The interlibrary loan argument is unpersuasive because the Internet connection and its benefits are already present in the library, and the library staff is not needed to arrange for the transfer of any content available to an Internet-connected library computer. The software which restricts access to certain material, on the other hand, is brought into the library by its staff in order to remove access to material which would otherwise be freely available to library patrons but for the blocking software. A better analogy would be for the librarians to tell patrons that they may read any books in the library, except the ones the librarians grab out of the patron's hands if they try to take the restricted books off the shelf.

I predict that some of the legislation requiring blocking of Internet content will pass. I also predict the library patrons will win (as, hopefully, will the plaintiffs who challenge any passed filtering legislation). The stakes in this debate are high. At issue here are small battles in schools and libraries.
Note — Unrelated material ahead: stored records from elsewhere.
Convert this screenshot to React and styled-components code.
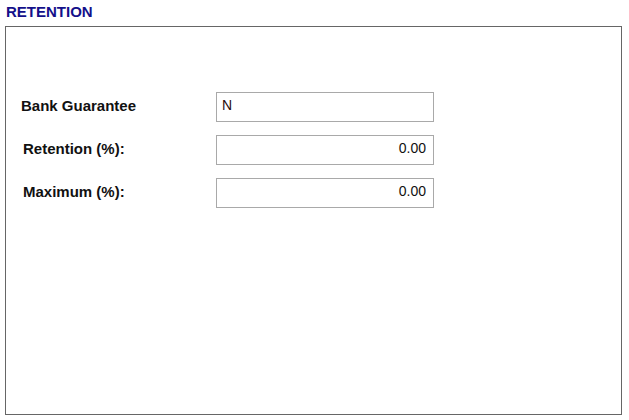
import styled, { createGlobalStyle } from "styled-components"

const Global = createGlobalStyle`
    body {
        margin:0;
        background:#fff;
        font-family:"Liberation Sans", Arial, sans-serif;
    }
`;

const Page = styled.div`
    padding:3px 0 0 5px;
`;

const Title = styled.h2`
    margin:0 0 6px 1px;
    font-size:15px;
    line-height:17px;
    font-weight:bold;
    color:#14108a;
`;

const Panel = styled.div`
    width:615px;
    border:1px solid #666;
    padding-top:65px;
    box-sizing:content-box;
    height:322px;
    display:flex;
    flex-direction:column;
    gap:13px;
`;

const Row = styled.div`
    display:flex;
    align-items:center;
    height:30px;
`;

const Label = styled.label`
    width:${(props)=>props.wide ? "195px" : "193px"};
    padding-left:${(props)=>props.wide ? "15px" : "17px"};
    padding-bottom:3px;
    font-size:15px;
    font-weight:bold;
    color:#111;
`;

const Field = styled.input`
    box-sizing:border-box;
    width:218px;
    height:30px;
    border:1px solid #a9a9a9;
    padding:0 7px 4px 5px;
    font-family:"Liberation Sans", Arial, sans-serif;
    font-size:14px;
    color:${(props)=>props.dark ? "#2a0a0a" : "#111"};
    text-align:${(props)=>props.numeric ? "right" : "left"};
    outline:none;
    background:#fff;
`;

const App = ()=>{
    return(
        <Page>
            <Global/>
            <Title>RETENTION</Title>
            <Panel>
                <Row>
                    <Label wide>Bank Guarantee</Label>
                    <Field dark defaultValue="N" readOnly/>
                </Row>
                <Row>
                    <Label>Retention (%):</Label>
                    <Field numeric defaultValue="0.00" readOnly/>
                </Row>
                <Row>
                    <Label>Maximum (%):</Label>
                    <Field numeric defaultValue="0.00" readOnly/>
                </Row>
            </Panel>
        </Page>
    )
}

export default App
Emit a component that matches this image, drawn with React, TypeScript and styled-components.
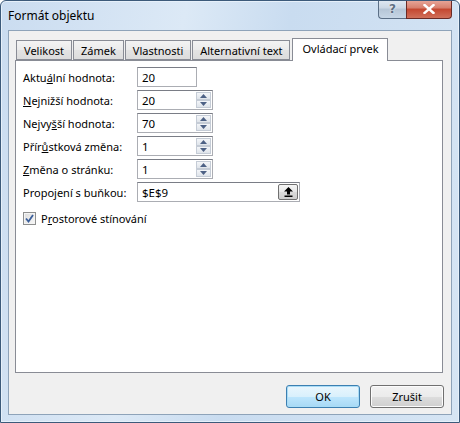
import React, { useState } from 'react';
import styled, { createGlobalStyle } from 'styled-components';

const GlobalStyle = createGlobalStyle`
  html, body {
    margin: 0;
    padding: 0;
    background: #ffffff;
  }
  body {
    font-family: 'Noto Sans', 'Open Sans', sans-serif;
    font-size: 11.5px;
    color: #000;
  }
`;

const tabs = ['Velikost', 'Zámek', 'Vlastnosti', 'Alternativní text', 'Ovládací prvek'];

type Row = {
  pre: string;
  key: string;
  post: string;
  value: string;
  spin: boolean;
};

const rows: Row[] = [
  { pre: 'Aktu', key: 'á', post: 'lní hodnota:', value: '20', spin: false },
  { pre: '', key: 'N', post: 'ejnižší hodnota:', value: '20', spin: true },
  { pre: 'Nejvy', key: 'š', post: 'ší hodnota:', value: '70', spin: true },
  { pre: 'Přír', key: 'ů', post: 'stková změna:', value: '1', spin: true },
  { pre: '', key: 'Z', post: 'měna o stránku:', value: '1', spin: true },
];

const App: React.FC = () => {
  const [active, setActive] = useState(4);
  const [shading, setShading] = useState(true);

  return (
    <>
      <GlobalStyle />
      <Window>
        <TitleBar>
          <Title>Formát objektu</Title>
          <Caption>
            <HelpBtn>?</HelpBtn>
            <CloseBtn>
              <svg width="12" height="10" viewBox="0 0 12 10">
                <path d="M1.5 1 L10.5 9 M10.5 1 L1.5 9" stroke="#fff" strokeWidth="2.4" strokeLinecap="square" />
              </svg>
            </CloseBtn>
          </Caption>
        </TitleBar>
        <Client>
          <TabStrip>
            {tabs.map((t, i) => (
              <Tab key={t} $active={i === active} onClick={() => setActive(i)}>
                {t}
              </Tab>
            ))}
          </TabStrip>
          <Panel>
            <Form>
              {rows.map((r) => (
                <FieldRow key={r.post}>
                  <Label>
                    {r.pre}
                    <u>{r.key}</u>
                    {r.post}
                  </Label>
                  <Field $w={r.spin ? 76 : 60}>
                    <Value>{r.value}</Value>
                    {r.spin && (
                      <Spin>
                        <SpinHalf>
                          <svg width="7" height="4" viewBox="0 0 7 4">
                            <path d="M0 4 L3.5 0 L7 4 Z" fill="#4d6185" />
                          </svg>
                        </SpinHalf>
                        <SpinHalf>
                          <svg width="7" height="4" viewBox="0 0 7 4">
                            <path d="M0 0 L3.5 4 L7 0 Z" fill="#4d6185" />
                          </svg>
                        </SpinHalf>
                      </Spin>
                    )}
                  </Field>
                </FieldRow>
              ))}
              <FieldRow>
                <Label>
                  Propo<u>j</u>ení s buňkou:
                </Label>
                <Field $w={163}>
                  <Value>$E$9</Value>
                  <RefBtn>
                    <svg width="9" height="10" viewBox="0 0 9 10">
                      <path d="M4.5 0 L9 4.5 L6 4.5 L6 7.5 L3 7.5 L3 4.5 L0 4.5 Z" fill="#000" />
                      <rect x="0.5" y="8.5" width="8" height="1.5" fill="#000" />
                    </svg>
                  </RefBtn>
                </Field>
              </FieldRow>
              <CheckRow onClick={() => setShading(!shading)}>
                <CheckBox>
                  {shading && (
                    <svg width="9" height="9" viewBox="0 0 9 9">
                      <path d="M1 4.5 L3.5 7.5 L8 1" fill="none" stroke="#3b5f9b" strokeWidth="1.8" />
                    </svg>
                  )}
                </CheckBox>
                <span>
                  P<u>r</u>ostorové stínování
                </span>
              </CheckRow>
            </Form>
          </Panel>
          <Buttons>
            <Button $primary>OK</Button>
            <Button>Zrušit</Button>
          </Buttons>
        </Client>
      </Window>
    </>
  );
};

const Window = styled.div`
  width: 460px;
  height: 423px;
  box-sizing: border-box;
  border: 1px solid #3c5a7a;
  border-radius: 6px 6px 0 0;
  background: linear-gradient(100deg, #cadcf0 0%, #dce9f6 35%, #c9dcf0 55%, #d6e5f4 100%);
  box-shadow: inset 0 0 0 1px #e6f0fa;
  display: flex;
  flex-direction: column;
  overflow: hidden;
`;

const TitleBar = styled.div`
  height: 29px;
  display: flex;
  align-items: flex-start;
  justify-content: space-between;
  padding: 0 7px 0 7px;
  flex-shrink: 0;
`;

const Title = styled.div`
  margin-top: 6px;
  font-size: 12px;
  color: #000;
`;

const Caption = styled.div`
  display: flex;
  margin-top: -1px;
`;

const CapBtn = styled.div`
  height: 19px;
  box-sizing: border-box;
  display: flex;
  align-items: center;
  justify-content: center;
  border: 1px solid #5b6f86;
  border-top: none;
`;

const HelpBtn = styled(CapBtn)`
  width: 28px;
  border-radius: 0 0 0 4px;
  border-right: none;
  background: linear-gradient(#e1e9f2 0%, #cbd7e4 45%, #b5c5d6 50%, #c6d6e6 100%);
  color: #5e6f82;
  font-family: 'DejaVu Sans', sans-serif;
  font-weight: bold;
  font-size: 12px;
  text-shadow: 0 0 2px #fff;
`;

const CloseBtn = styled(CapBtn)`
  width: 46px;
  border-radius: 0 0 4px 0;
  border-color: #6a2a25;
  background: linear-gradient(#e9a99c 0%, #d77e6c 45%, #c4462f 50%, #d0705a 100%);
`;

const Client = styled.div`
  flex: 1;
  margin: 0 7px 7px 7px;
  border: 1px solid #8ea3b9;
  background: #f0f0f0;
  display: flex;
  flex-direction: column;
  padding: 7px 7px 0 6px;
`;

const TabStrip = styled.div`
  display: flex;
  align-items: flex-end;
  height: 22px;
  padding-left: 1px;
  position: relative;
  z-index: 1;
`;

const Tab = styled.div<{ $active?: boolean }>`
  box-sizing: border-box;
  height: ${(p) => (p.$active ? 23 : 20)}px;
  margin-bottom: ${(p) => (p.$active ? -1 : 0)}px;
  margin-left: ${(p) => (p.$active ? 1 : 0)}px;
  margin-right: 1px;
  padding: ${(p) => (p.$active ? '2px 8px 0 9px' : '2px 7px 0 7px')};
  font-size: 11px;
  border: 1px solid #898c95;
  border-bottom: ${(p) => (p.$active ? 'none' : '1px solid #898c95')};
  background: ${(p) => (p.$active ? '#ffffff' : 'linear-gradient(#f3f3f3, #ebebeb 50%, #e3e3e3 51%, #dcdcdc)')};
  display: flex;
  align-items: flex-start;
  white-space: nowrap;
  cursor: default;
`;

const Panel = styled.div`
  height: 313px;
  box-sizing: border-box;
  border: 1px solid #898c95;
  background: #ffffff;
  margin-right: 1px;
`;

const Form = styled.div`
  display: flex;
  flex-direction: column;
  gap: 3px;
  padding: 6px 0 0 7px;
`;

const FieldRow = styled.div`
  display: flex;
  align-items: center;
  height: 20px;
`;

const Label = styled.div`
  width: 114px;
  flex-shrink: 0;
  white-space: nowrap;
  font-size: 11px;
`;

const Field = styled.div<{ $w: number }>`
  width: ${(p) => p.$w}px;
  height: 20px;
  box-sizing: border-box;
  border: 1px solid #abadb3;
  border-top-color: #7a7d86;
  background: #fff;
  display: flex;
  align-items: center;
  justify-content: space-between;
  padding: 0 1px 0 4px;
`;

const Value = styled.span`
  font-size: 11.5px;
`;

const Spin = styled.div`
  width: 15px;
  height: 16px;
  display: flex;
  flex-direction: column;
  gap: 0;
`;

const SpinHalf = styled.div`
  flex: 1;
  box-sizing: border-box;
  border: 1px solid #c5ccd6;
  background: linear-gradient(#f4f6f9, #dfe4ea);
  display: flex;
  align-items: center;
  justify-content: center;
`;

const RefBtn = styled.div`
  width: 20px;
  height: 16px;
  box-sizing: border-box;
  border: 1px solid #707070;
  border-radius: 2px;
  background: linear-gradient(#f6f6f6, #e6e6e6 50%, #dadada 51%, #cfcfcf);
  display: flex;
  align-items: center;
  justify-content: center;
`;

const CheckRow = styled.div`
  display: flex;
  align-items: center;
  gap: 5px;
  margin-top: 4px;
  height: 18px;
  font-size: 11px;
  cursor: default;
`;

const CheckBox = styled.div`
  width: 13px;
  height: 13px;
  box-sizing: border-box;
  border: 1px solid #8e8f8f;
  background: linear-gradient(135deg, #dcdcdc, #f8f8f8);
  box-shadow: inset 0 0 0 1px #f4f4f4;
  display: flex;
  align-items: center;
  justify-content: center;
`;

const Buttons = styled.div`
  display: flex;
  justify-content: flex-end;
  gap: 10px;
  padding: 12px 0 0 0;
`;

const Button = styled.div<{ $primary?: boolean }>`
  width: 74px;
  height: 23px;
  box-sizing: border-box;
  border: 1px solid ${(p) => (p.$primary ? '#3c7fb1' : '#707070')};
  border-radius: 3px;
  background: ${(p) =>
    p.$primary
      ? 'linear-gradient(#eaf6fd, #d9f0fc 50%, #bee6fd 51%, #a7d9f5)'
      : 'linear-gradient(#f2f2f2, #ebebeb 50%, #dddddd 51%, #cfcfcf)'};
  box-shadow: inset 0 0 0 1px ${(p) => (p.$primary ? '#a9dcf6' : '#fcfcfc')};
  display: flex;
  align-items: center;
  justify-content: center;
  font-size: 11px;
  cursor: default;
`;

export default App;
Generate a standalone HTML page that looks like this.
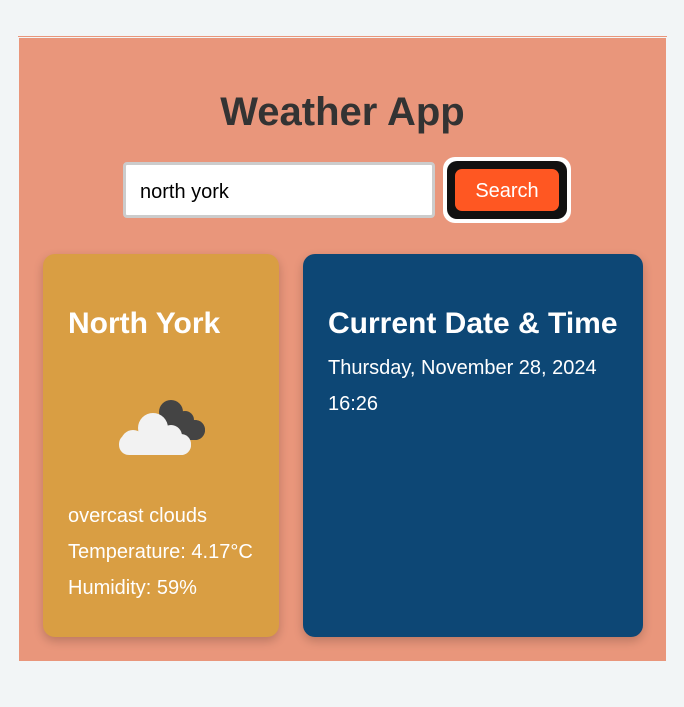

However, there are two issues more important than whether the Loudoun County libraries allow uncensored Internet access. First, there are whole countries that use "proxy servers" that function as national filtering software. Some proposed filtering-enabling schemes, such as PICS (Platform for Internet Content Selection), constitute what some believe to be the ultimate tool for government censorship by building a mechanism for censorship into the Internet's infrastructure. While countries are entitled to their own Internet content laws, the mainstreaming of such tools should proceed only with care and consideration as to the potential effects.

The second issue, to return to the beginning, is that these filtering tools do not work as most people believe them to work. People need to understand what they may be missing, and to what they may still be subjected. Filtering software is not the Holy Grail, at best, it is the Holy Colander.